RENTON, Wash. (AP) — Considering how easily Michael Dickson has adjusted to the NFL and become one of the best punters in the league as a rookie, hearing that he was a bit anxious about a kicking situation may be a surprise.
But last Sunday night, the Seattle Seahawks rookie was on the verge of being asked to perform a task he's never executed outside of messing around at practice or during pregame warmups.
Dickson was filled with apprehension at the prospect of having to attempt a drop-kick extra point or field goal. In a game. With a rush coming at him.
"We talked about it a little bit and I was freaking out a bit because we haven't really — I've never really hit a drop-kick field goal with the protection and everything," Dickson said. "We kind of worked on that (this week) and got used to it. Feel a little bit more comfortable now with that, but really only hit them messing around in warmups and doing my kickoffs."
Dickson has turned into a kicking marvel during his rookie season with Seattle, more than justifying the fifth-round pick spent on the Australian by way of Texas. He's a Pro Bowl selection. He's been an NFC special teams player of the month. Until this past week he led the NFC in yards per punt, both gross and net. His variety of punting styles — whether trying for hang time, directional kicks, or pinning opponents inside the 20 — has made him a weapon and a boost to Seattle's defense.
And he provided one of the more shocking moments of the season when he ran out of his own end zone on a fake punt for a 9-yard gain and a first down late in Seattle's win at Detroit in October.
But even Dickson was a bit unsure of what was going to happen last week after kicker Sebastian Janikowski was injured getting roughed on a field goal attempt. Dickson stepped in and used a drop kick on a pair of kickoffs — which he had done in a couple of circumstances during the season — but the idea of trying to drop-kick one through the uprights was daunting.
As it turned out, Janikowski wasn't seriously injured and Dickson wasn't needed to try a field goal.
"That was always the thing if something happened I was going to have to go in and do it but we never really ... we've done it before but not to the depth of where I feel comfortable being back there," Dickson said. "It's hard to get backup reps as a backup kicker. Definitely going to work on it more the next couple of weeks and through the offseason work on it more, trying to get my operation down."
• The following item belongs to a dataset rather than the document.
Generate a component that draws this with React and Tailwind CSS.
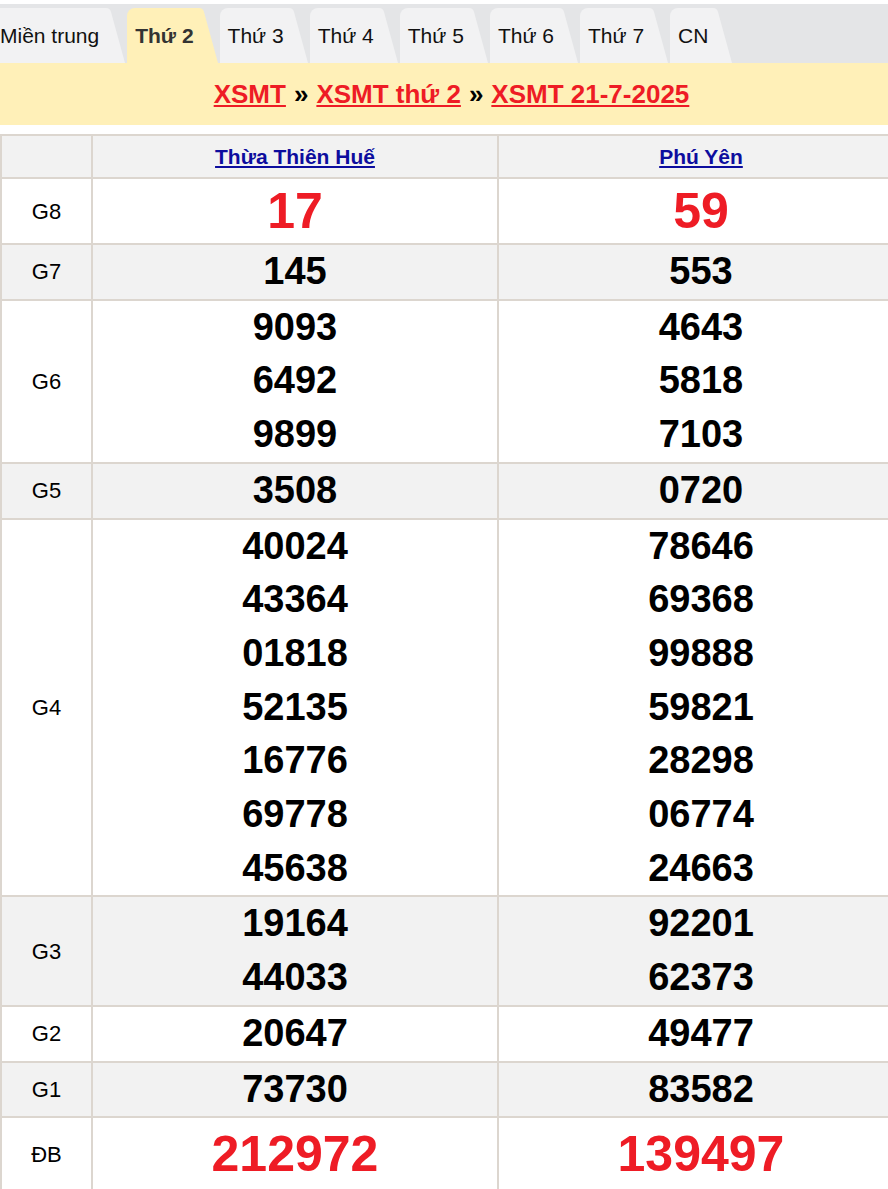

Dickson started working on drop kicks while at Texas just for fun. He's continued to practice it with Seattle.
But last week's scare has ramped up the need to have a plan should it ever be needed in a game. Dickson said the biggest issue is figuring out how far back to stand to receive the snap while taking into account the time needed to get a proper drop on the ball and get the kick away. Dickson estimates he's been able to hit from 60 yards in the past, but that's without a rush.
"I'm kind of messing around with the idea of doing a punt depth just because it would give me a little more time to spin the laces and get the laces right," Dickson said. "It's a slower get-off time because you have to drop it and wait for it to bounce and then kick it. We're trying to see what works best."
For his part, Seattle coach Pete Carroll said he'll be quick to turn to Dickson if needed, whether for his unique kickoffs or a field-goal attempt.
"We've got a lot of things that he can do that if we need him, he can jump in. I really wouldn't hesitate. ... It's pretty exciting. He's an exciting weapon for us," Carroll said.